Attempted Withdrawal of Admission of Liability

Admission of liability withdrawal

In the recent case of SURERUS V. LEROUX, 2010 BCSC 1344 (“SURERUS”) the court considered the defendant’s application for leave to withdraw the admission of liability which was plead in the statement of defence. The application was made on May 28, 2010, so the old Court Rule 31(5)(c) was considered.

The action was a claim for damages which arose out of a motor vehicle accident occurring on September 3, 2006. A writ and statement of claim had been filed on October 6, 2008. On October 29, 2008, the ICBC adjuster for the plaintiff’s claim instructed defence counsel to admit liability. At the hearing for the application, the adjuster gave evidence that she gave those instructions without having turned her mind to the issue of negligence.

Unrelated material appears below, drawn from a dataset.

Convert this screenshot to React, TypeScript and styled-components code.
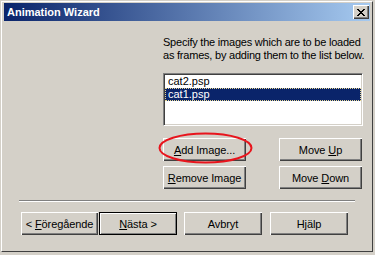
import React from 'react';
import styled, { createGlobalStyle } from 'styled-components';

const GlobalStyle = createGlobalStyle`
    html, body {
        margin: 0;
        padding: 0;
        background: #d4d0c8;
    }
    body {
        font-family: "Liberation Sans", Arial, sans-serif;
        font-size: 11px;
        color: #000;
    }
`;

const Window = styled.div`
    box-sizing: border-box;
    width: 375px;
    height: 255px;
    padding: 1px 2px 3px 1px;
    background: #d4d0c8;
    overflow: hidden;
`;

const Frame = styled.div`
    box-sizing: border-box;
    height: 100%;
    display: flex;
    flex-direction: column;
    padding: 1px 2px 0 2px;
    border-top: 1px solid #fff;
    border-left: 1px solid #fff;
    border-right: 1px solid #404040;
    border-bottom: 1px solid #404040;
`;

const TitleBar = styled.div`
    height: 18px;
    display: flex;
    align-items: center;
    justify-content: space-between;
    padding: 0 1px 0 3px;
    background: linear-gradient(to right, #0a246a, #a6caf0);
`;

const TitleText = styled.span`
    font-weight: bold;
    font-size: 11px;
    line-height: 18px;
    color: #fff;
`;

const CloseButton = styled.div`
    box-sizing: border-box;
    width: 16px;
    height: 14px;
    display: flex;
    align-items: center;
    justify-content: center;
    background: #d4d0c8;
    box-shadow: inset 1px 1px 0 #fff, inset -1px -1px 0 #404040, inset -2px -2px 0 #808080;
`;

const Upper = styled.div`
    padding: 15px 0 0 159px;
`;

const Intro = styled.p`
    margin: 0;
    line-height: 13px;
    letter-spacing: -0.22px;
    white-space: nowrap;
`;

const ListBox = styled.div`
    box-sizing: border-box;
    width: 200px;
    height: 53px;
    margin-top: 11px;
    padding: 1px;
    background: #fff;
    border-top: 1px solid #808080;
    border-left: 1px solid #808080;
    border-right: 1px solid #fff;
    border-bottom: 1px solid #fff;
    box-shadow: inset 1px 1px 0 #404040, inset -1px -1px 0 #d4d0c8;
`;

interface IRow {
    $selected?: boolean;
}

const ListRow = styled.div<IRow>`
    box-sizing: border-box;
    height: 13px;
    line-height: 13px;
    padding-left: 3px;
    white-space: nowrap;
    background: ${(props) => (props.$selected ? '#0a246a' : 'transparent')};
    color: ${(props) => (props.$selected ? '#fff' : '#000')};
    outline: ${(props) => (props.$selected ? '1px dotted #e8d890' : 'none')};
    outline-offset: -1px;
`;

const ButtonGrid = styled.div`
    display: grid;
    grid-template-columns: 83px 83px;
    grid-auto-rows: 23px;
    column-gap: 33px;
    row-gap: 5px;
    margin-top: 12px;
`;

const Marked = styled.div`
    position: relative;
`;

const Ellipse = styled.svg`
    position: absolute;
    left: -5px;
    top: -6px;
    pointer-events: none;
    overflow: visible;
`;

interface IButton {
    $width?: number;
    $gap?: number;
    $default?: boolean;
}

const Button = styled.button<IButton>`
    box-sizing: border-box;
    width: ${(props) => (props.$width ? `${props.$width}px` : '100%')};
    height: 23px;
    margin: 0 0 0 ${(props) => props.$gap || 0}px;
    padding: 0;
    font-family: "Liberation Sans", Arial, sans-serif;
    font-size: 11px;
    letter-spacing: -0.1px;
    color: #000;
    background: #d4d0c8;
    border: ${(props) => (props.$default ? '1px solid #000' : 'none')};
    box-shadow: ${(props) =>
        props.$default
            ? 'inset 1px 1px 0 #fff, inset -1px -1px 0 #808080'
            : 'inset 1px 1px 0 #fff, inset -1px -1px 0 #404040, inset -2px -2px 0 #808080'};
    text-align: center;
`;

const Key = styled.span`
    text-decoration: underline;
`;

const Separator = styled.div`
    width: 336px;
    height: 0;
    margin: 11px 0 0 15px;
    border-top: 1px solid #808080;
    border-bottom: 1px solid #fff;
`;

const Footer = styled.div`
    display: flex;
    margin-top: 10px;
    padding-left: 17px;
`;

const CloseGlyph = () => (
    <svg width="8" height="7" viewBox="0 0 8 7" shapeRendering="crispEdges">
        <path
            d="M0 0h2v1H0zM6 0h2v1H6zM1 1h2v1H1zM5 1h2v1H5zM2 2h4v1H2zM3 3h2v1H3zM2 4h4v1H2zM1 5h2v1H1zM5 5h2v1H5zM0 6h2v1H0zM6 6h2v1H6z"
            fill="#000"
        />
    </svg>
);

const files = [
    { name: 'cat2.psp', selected: false },
    { name: 'cat1.psp', selected: true },
];

const App: React.FC = () => {
    return (
        <>
            <GlobalStyle />
            <Window>
                <Frame>
                    <TitleBar>
                        <TitleText>Animation Wizard</TitleText>
                        <CloseButton>
                            <CloseGlyph />
                        </CloseButton>
                    </TitleBar>
                    <Upper>
                        <Intro>
                            Specify the images which are to be loaded
                            <br />
                            as frames, by adding them to the list below.
                        </Intro>
                        <ListBox>
                            {files.map((file) => (
                                <ListRow key={file.name} $selected={file.selected}>
                                    {file.name}
                                </ListRow>
                            ))}
                        </ListBox>
                        <ButtonGrid>
                            <Marked>
                                <Button>
                                    <Key>A</Key>dd Image...
                                </Button>
                                <Ellipse width="95" height="32">
                                    <ellipse cx="47.5" cy="16" rx="46" ry="14.5" fill="none" stroke="#e8141c" strokeWidth="2" />
                                </Ellipse>
                            </Marked>
                            <Button>
                                Move <Key>U</Key>p
                            </Button>
                            <Button>
                                <Key>R</Key>emove Image
                            </Button>
                            <Button>
                                Move <Key>D</Key>own
                            </Button>
                        </ButtonGrid>
                    </Upper>
                    <Separator />
                    <Footer>
                        <Button $width={77}>
                            &lt; <Key>F</Key>öregående
                        </Button>
                        <Button $width={78} $gap={1} $default>
                            <Key>N</Key>ästa &gt;
                        </Button>
                        <Button $width={78} $gap={7}>
                            Avbryt
                        </Button>
                        <Button $width={78} $gap={8}>
                            Hjälp
                        </Button>
                    </Footer>
                </Frame>
            </Window>
        </>
    );
};

export default App;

A statement of defence was filed and served accordingly.

Nearly a year later, on August 26, 2009, defence counsel interviewed the defendant, Mr. Leroux. During that meeting, counsel for the defence was told by the defendant that the brakes failed on his vehicle. The defendant said the brake pedal depressed to the floor without effect just prior to the motor vehicle accident. It was not until this point that defence counsel became alerted to the faulty brake information.

On September 1, 2009, counsel for the defence sent a letter to counsel for the plaintiff advising that the defendant wished to withdraw the admission that the motor vehicle accident was negligently caused by the defendant. On September 14, 2009, the plaintiff responded by letter advising that they were not prepared to consent to the withdrawal of the admission.

On April 6, 2010, counsel for the defence conducted an examination for discovery of the plaintiff. The plaintiff was aware of a faulty brake discussion between the defendant and the police officer at the scene of the accident. During the examination for discovery, the plaintiff stated he observed the police officer checking the brake pedal in the car and the brake pedal went completely to the floor. The plaintiff also gave evidence in hearing itself that at the accident scene he overheard the defendant saying he had been working on his brakes prior to the accident.

The defendant’s position at the hearing was that the adjuster made a determination of liability before knowing all the facts and that there was a triable issue as to whether or not the faulty brakes were the reason for the motor vehicle accident.

The plaintiff submitted that the defence knew or should have known that the plaintiff was alleging one of the causes of the accident was faulty brakes because the statement of claim included:

The said motor vehicle collision was caused wholly by the negligence of the Defendant, Richard Ivan Leroux, particulars of which are as follows:

(a) driving the motor vehicle in an unsafe mechanical condition with defective brakes and steering mechanism;

(b) operating a motor vehicle on a highway without any or effective brakes or alternatively failing to apply the brakes in time to avoid a collision;

The plaintiff said there was prejudice to the plaintiff in that there would now be an inquiry into the mechanical status of a vehicle more than four years after the motor vehicle accident.

The court made reference to the case 374787 B.C. LTD. V. GREAT WEST MANAGEMENT CORP., 2007 BCSC 582, and determined that it must consider whether in the circumstances of the case the interests of justice would justify the withdrawal of the admission. The relevant factors within this consideration were: delay, loss of a trial date, a party being responsible for an erroneous admission, inadvertence in the making of the admission and estoppel.

In reviewing these factors, the court considered that it had been almost four years since the accident, discoveries had been conducted, and a trial date had already been scheduled. The length of the delay, the absence of evidence that the vehicle was even available for inspection, and the fact that plaintiff had specifically pleaded the condition of the brakes were sufficient for the determination that it was not in the interests of justice to allow the withdrawal of the admission. The application was dismissed with costs to the plaintiff in any event of the cause.

SURERUS is an example of a situation where the fundamentally important concern in our civil courts of trying each case on its merits is overcome by the prejudice and unfairness that this would cause to one of the parties.  Balancing the interests of justice is a weighing process undergone by our court system every single day. Litigants must be aware of this process.